Despite the name of 'Set 1' this is in fact the follow up set to the first set released on this subject, Project R.F.Z. (Set 2), which review explains the background to this most unusual subject. 'Set 1' looks to be just an extension of the first set, with pretty much more of the same. The majority of the figures seem to be German officers, with no particular indications as to arm of service or unit. One has a double-breasted jacket that might suggest the navy, but otherwise they are quite generic and reasonably accurate.
The first figure in our second row looks to be a civilian, and could possibly even be intended to represent Hitler. The figures in the bottom row all seem to be German soldiers, two men smartly at attention and neatly attired, suggesting a formal guard such as would have accompanied Hitler. The man wearing the coat in the bottom row seems to wear a gorget, as does the man with the dog, which would make them both Feldgendarmerie or military police. The final figure is interesting because he holds the StG44 assault rifle that came into service in 1943/44, but with a very large infrared night-vision device. This is the Zielgerat 1229 Vampir, a device that was developed late in the war but may or may not have actually been used in combat. This is not a great model of this, and it lacks some of the leads and finer details, but the figure does correctly have the battery for the lamp on his back and is carrying the correct ammunition pouches for his weapon. Quite what this all has to do with the subject at hand we cannot guess, but it is an interesting addition even if it is not appropriate to use it on the battlefield.
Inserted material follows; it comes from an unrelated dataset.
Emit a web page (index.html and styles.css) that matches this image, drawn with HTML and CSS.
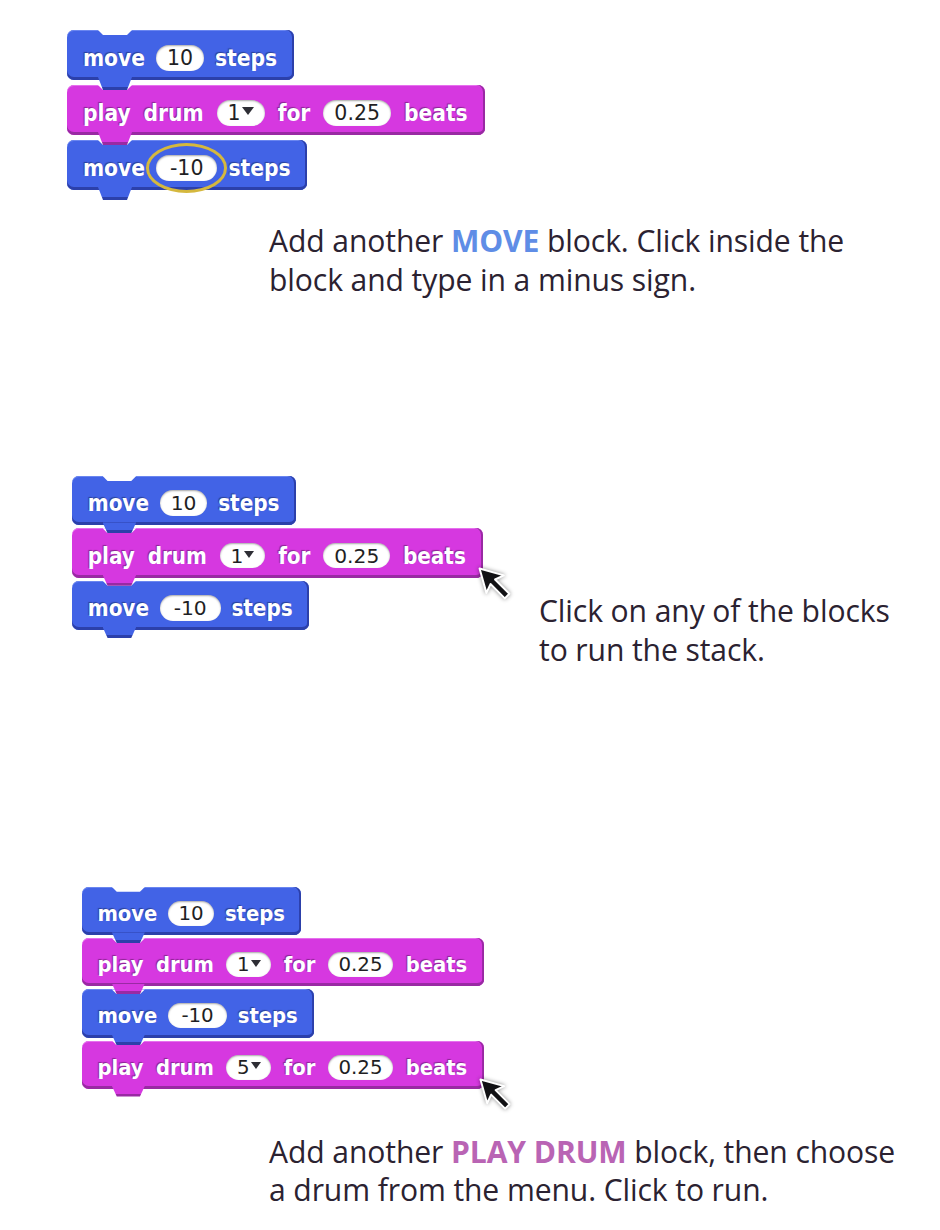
FILE: index.html
```html
<!DOCTYPE html>
<html lang="en">
<head>
<meta charset="utf-8">
<title>Move and play drum</title>
<link rel="stylesheet" href="styles.css">
</head>
<body>
<main class="page">

  <section class="step step-1">
    <div class="stack stack-1">
      <div class="block motion">
        <span class="label">move</span><span class="num">10</span><span class="label">steps</span>
      </div>
      <div class="block sound">
        <span class="label">play</span><span class="label">drum</span><span class="num menu">1<i class="arrow"></i></span><span class="label">for</span><span class="num">0.25</span><span class="label">beats</span>
      </div>
      <div class="block motion">
        <span class="label">move</span><span class="num neg ring">-10</span><span class="label">steps</span>
      </div>
    </div>
    <p class="caption caption-1">Add another <b class="kw-move">MOVE</b> block. Click inside the<br>block and type in a minus sign.</p>
  </section>

  <section class="step step-2">
    <div class="stack-wrap">
      <div class="stack stack-2">
        <div class="block motion">
          <span class="label">move</span><span class="num">10</span><span class="label">steps</span>
        </div>
        <div class="block sound">
          <span class="label">play</span><span class="label">drum</span><span class="num menu">1<i class="arrow"></i></span><span class="label">for</span><span class="num">0.25</span><span class="label">beats</span>
          <svg class="cursor" viewBox="0 0 26 26" aria-hidden="true"><path d="M3 3 L19 7.5 L13.2 10.2 L22.6 19.6 L19.6 22.6 L10.2 13.2 L7.5 19 Z"/></svg>
        </div>
        <div class="block motion">
          <span class="label">move</span><span class="num neg">-10</span><span class="label">steps</span>
        </div>
      </div>
    </div>
    <p class="caption caption-2">Click on any of the blocks<br>to run the stack.</p>
  </section>

  <section class="step step-3">
    <div class="stack stack-3">
      <div class="block motion">
        <span class="label">move</span><span class="num">10</span><span class="label">steps</span>
      </div>
      <div class="block sound">
        <span class="label">play</span><span class="label">drum</span><span class="num menu">1<i class="arrow"></i></span><span class="label">for</span><span class="num">0.25</span><span class="label">beats</span>
      </div>
      <div class="block motion">
        <span class="label">move</span><span class="num neg">-10</span><span class="label">steps</span>
      </div>
      <div class="block sound">
        <span class="label">play</span><span class="label">drum</span><span class="num menu">5<i class="arrow"></i></span><span class="label">for</span><span class="num">0.25</span><span class="label">beats</span>
        <svg class="cursor" viewBox="0 0 26 26" aria-hidden="true"><path d="M3 3 L19 7.5 L13.2 10.2 L22.6 19.6 L19.6 22.6 L10.2 13.2 L7.5 19 Z"/></svg>
      </div>
    </div>
    <p class="caption caption-3">Add another <b class="kw-drum">PLAY DRUM</b> block, then choose<br>a drum from the menu. Click to run.</p>
  </section>

</main>
</body>
</html>
```

FILE: styles.css
```css
html, body {
  margin: 0;
  padding: 0;
  background: #ffffff;
}

.page {
  width: 940px;
  min-height: 1230px;
}

p { margin: 0; }

/* ---------- sections ---------- */
.step-1 {
  padding: 30px 0 0 67px;
}

.caption-1 {
  margin: 32px 0 0 202px;
}

.step-2 {
  display: flex;
  align-items: flex-start;
  margin-top: 177px;
  padding-left: 72px;
}

.stack-wrap {
  width: 467px;
  flex: none;
}

.caption-2 {
  margin-top: 116px;
}

.step-3 {
  margin-top: 218px;
  padding-left: 82px;
}

.caption-3 {
  margin: 44px 0 0 187px;
}

/* ---------- captions ---------- */
.caption {
  font-family: "Open Sans", "Noto Sans", sans-serif;
  font-size: 30.1px;
  line-height: 38.5px;
  color: #2b2231;
  letter-spacing: -0.1px;
}

.caption b { font-weight: 700; }
.kw-move { color: #5f8de6; }
.kw-drum { color: #b964b4; }

/* ---------- block stacks ---------- */
.stack {
  display: flex;
  flex-direction: column;
  align-items: flex-start;
  --gap: 5px;
  gap: var(--gap);
}

.stack-2 { zoom: 0.988; --gap: 3px; }
.stack-3 { zoom: 0.966; --gap: 3px; }

.block {
  position: relative;
  display: flex;
  align-items: center;
  gap: 11px;
  box-sizing: border-box;
  height: 50px;
  padding: 5px 17px 0 16px;
  border-radius: 7px;
  background: var(--fill);
  box-shadow:
    inset 0 -3px 0 var(--edge),
    inset -2px 0 0 var(--edge),
    inset 0 1px 0 var(--light);
}

.motion {
  --fill: #4263e6;
  --edge: #2c40aa;
  --light: #6a86f0;
}

.sound {
  --fill: #d638e0;
  --edge: #992aa3;
  --light: #e670ee;
  gap: 13px;
}

/* notch cut into the top edge */
.block::before {
  content: "";
  position: absolute;
  top: 0;
  left: 31px;
  width: 34px;
  height: 5px;
  background: #ffffff;
  clip-path: polygon(0 0, 100% 0, calc(100% - 5px) 100%, 5px 100%);
  z-index: 1;
}

/* tab hanging from the bottom edge */
.block::after {
  content: "";
  position: absolute;
  left: 31px;
  width: 34px;
  top: calc(100% - 3px);
  height: calc(8px + var(--gap));
  background: linear-gradient(var(--fill) calc(100% - 3px), var(--edge) 0);
  clip-path: polygon(0 0, 100% 0, calc(100% - 5px) 100%, 5px 100%);
  z-index: 2;
}

.label {
  font-family: "DejaVu Sans Condensed", "DejaVu Sans", sans-serif;
  font-stretch: condensed;
  font-weight: 700;
  font-size: 22.5px;
  color: #ffffff;
  text-shadow: -1px -1px 1px rgba(0, 0, 0, 0.35);
  white-space: nowrap;
}

.num {
  display: flex;
  align-items: center;
  height: 26px;
  padding: 0 11px;
  border-radius: 13px;
  background: #ffffff;
  box-shadow: inset 0 1px 2px rgba(0, 0, 0, 0.35);
  font-family: "DejaVu Sans", "Liberation Sans", sans-serif;
  font-size: 20.5px;
  color: #1f1f24;
  white-space: nowrap;
}

.sound .num { padding: 0 11px; }
.num.neg { padding: 0 14px; }

.menu .arrow {
  display: block;
  width: 0;
  height: 0;
  margin: -3px 0 0 1px;
  border-left: 6px solid transparent;
  border-right: 6px solid transparent;
  border-top: 8px solid #2e2e35;
}

/* yellow highlight ring around the edited input */
.ring { position: relative; }
.ring::after {
  content: "";
  position: absolute;
  left: -10px;
  right: -10px;
  top: -12px;
  bottom: -12px;
  border: 3px solid #d5b83e;
  border-radius: 50%;
  z-index: 5;
}

/* mouse pointer */
.cursor {
  position: absolute;
  left: calc(100% - 8px);
  top: calc(100% - 14px);
  width: 40px;
  height: 40px;
  z-index: 6;
  overflow: visible;
  filter: drop-shadow(0 0 2px rgba(0, 0, 0, 0.45));
}

.cursor path {
  fill: #111114;
  stroke: #ffffff;
  stroke-width: 1.3;
  stroke-linejoin: round;
}
```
On the wider issue of accuracy all the officers and soldiers look fine as far as can be seen. The horse carries a fairly cut down version of the usual kit, but surprisingly has been given a sabre. This has been correctly placed on the apparently less appropriate left side of the saddle because the rifle was placed on the more accessible right, although on this model the rifle and its holster are missing. In any event the sabre was withdrawn long before the later part of the war, so again its presence in what is obviously a late war set is hard to explain.
These figures are quite flat and the sculpting is really quite bad, with vague detail and a rough finish. The left leg of 'Hitler' is very badly withered, and faces are ugly and poorly proportioned. There is also a great deal of flash in virtually every seam, with some enormous tabs in places, so these figures will require a lot of work to make the best of them.
Much like the first set this is an eclectic collection of figures where a common theme seems hard to find. Apart from the many officer figures perhaps it is safest to say this is a World War II German set that contains figures you are never likely to see elsewhere, which if nothing else makes it more notable in a hobby that is awash with sets of World War II Germans already.